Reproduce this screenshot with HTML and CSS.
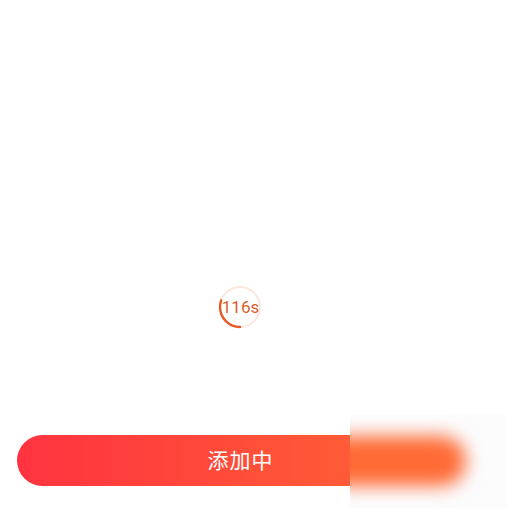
FILE: index.html
```html
<!DOCTYPE html>
<html lang="zh">
<head>
<meta charset="utf-8">
<title>添加中</title>
<link rel="stylesheet" href="styles.css">
</head>
<body>
<div class="page">
  <div class="timer">
    <svg class="ring" width="44" height="44" viewBox="0 0 44 44">
      <circle cx="22" cy="22" r="20" fill="none" stroke="#fce6de" stroke-width="2"/>
      <circle cx="22" cy="22" r="20" fill="none" stroke="#e65b25" stroke-width="2.4" stroke-linecap="round" stroke-dasharray="38 200" transform="rotate(90 22 22)"/>
    </svg>
    <span class="count">116s</span>
  </div>
  <div class="footer">
    <button class="add-btn">添加中</button>
  </div>
  <div class="blur-patch"><div class="blur-pill"></div></div>
</div>
</body>
</html>
```
FILE: styles.css
```css
html, body {
  margin: 0;
  padding: 0;
  background: #ffffff;
}
.page {
  position: relative;
  width: 507px;
  height: 508px;
  padding-right: 27px;
  box-sizing: border-box;
  overflow: hidden;
  font-family: "Noto Sans CJK SC", "Noto Sans", sans-serif;
  display: flex;
  flex-direction: column;
  align-items: center;
}
.timer {
  margin-top: 285px;
  width: 44px;
  height: 44px;
  position: relative;
  display: flex;
  align-items: center;
  justify-content: center;
}
.ring {
  position: absolute;
  left: 0;
  top: 0;
}
.count {
  position: relative;
  font-family: "Roboto", "Noto Sans", sans-serif;
  font-size: 17px;
  color: #d65f2c;
  line-height: 1;
  margin-left: 1px;
}
.footer {
  margin-top: 106px;
  width: 100%;
  padding: 0 16px 0 17px;
  box-sizing: border-box;
}
.add-btn {
  display: block;
  width: 100%;
  height: 51px;
  border: none;
  border-radius: 26px;
  background: linear-gradient(90deg, #ff3340 0%, #ff4a3a 45%, #ff6a35 100%);
  color: #ffffff;
  font-family: "Noto Sans CJK SC", sans-serif;
  font-size: 21px;
  letter-spacing: 1px;
  padding: 0 0 3px 0;
}
.blur-patch {
  position: absolute;
  left: 350px;
  top: 415px;
  width: 157px;
  height: 93px;
  background: #fcfcfd;
  overflow: hidden;
}
.blur-pill {
  position: absolute;
  left: -30px;
  top: 21px;
  width: 146px;
  height: 50px;
  border-radius: 25px;
  background: #ff6a35;
  filter: blur(9px);
}
```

_Problem requirements_
Reproduce the listing exactly. Leave its pictures out.

_Reply_
Reproduce this screenshot with HTML and CSS.
FILE: index.html
```html
<!DOCTYPE html>
<html lang="zh">
<head>
<meta charset="utf-8">
<title>添加中</title>
<link rel="stylesheet" href="styles.css">
</head>
<body>
<div class="page">
  <div class="timer">
    <svg class="ring" width="44" height="44" viewBox="0 0 44 44">
      <circle cx="22" cy="22" r="20" fill="none" stroke="#fce6de" stroke-width="2"/>
      <circle cx="22" cy="22" r="20" fill="none" stroke="#e65b25" stroke-width="2.4" stroke-linecap="round" stroke-dasharray="38 200" transform="rotate(90 22 22)"/>
    </svg>
    <span class="count">116s</span>
  </div>
  <div class="footer">
    <button class="add-btn">添加中</button>
  </div>
  <div class="blur-patch"><div class="blur-pill"></div></div>
</div>
</body>
</html>
```
FILE: styles.css
```css
html, body {
  margin: 0;
  padding: 0;
  background: #ffffff;
}
.page {
  position: relative;
  width: 507px;
  height: 508px;
  padding-right: 27px;
  box-sizing: border-box;
  overflow: hidden;
  font-family: "Noto Sans CJK SC", "Noto Sans", sans-serif;
  display: flex;
  flex-direction: column;
  align-items: center;
}
.timer {
  margin-top: 285px;
  width: 44px;
  height: 44px;
  position: relative;
  display: flex;
  align-items: center;
  justify-content: center;
}
.ring {
  position: absolute;
  left: 0;
  top: 0;
}
.count {
  position: relative;
  font-family: "Roboto", "Noto Sans", sans-serif;
  font-size: 17px;
  color: #d65f2c;
  line-height: 1;
  margin-left: 1px;
}
.footer {
  margin-top: 106px;
  width: 100%;
  padding: 0 16px 0 17px;
  box-sizing: border-box;
}
.add-btn {
  display: block;
  width: 100%;
  height: 51px;
  border: none;
  border-radius: 26px;
  background: linear-gradient(90deg, #ff3340 0%, #ff4a3a 45%, #ff6a35 100%);
  color: #ffffff;
  font-family: "Noto Sans CJK SC", sans-serif;
  font-size: 21px;
  letter-spacing: 1px;
  padding: 0 0 3px 0;
}
.blur-patch {
  position: absolute;
  left: 350px;
  top: 415px;
  width: 157px;
  height: 93px;
  background: #fcfcfd;
  overflow: hidden;
}
.blur-pill {
  position: absolute;
  left: -30px;
  top: 21px;
  width: 146px;
  height: 50px;
  border-radius: 25px;
  background: #ff6a35;
  filter: blur(9px);
}
```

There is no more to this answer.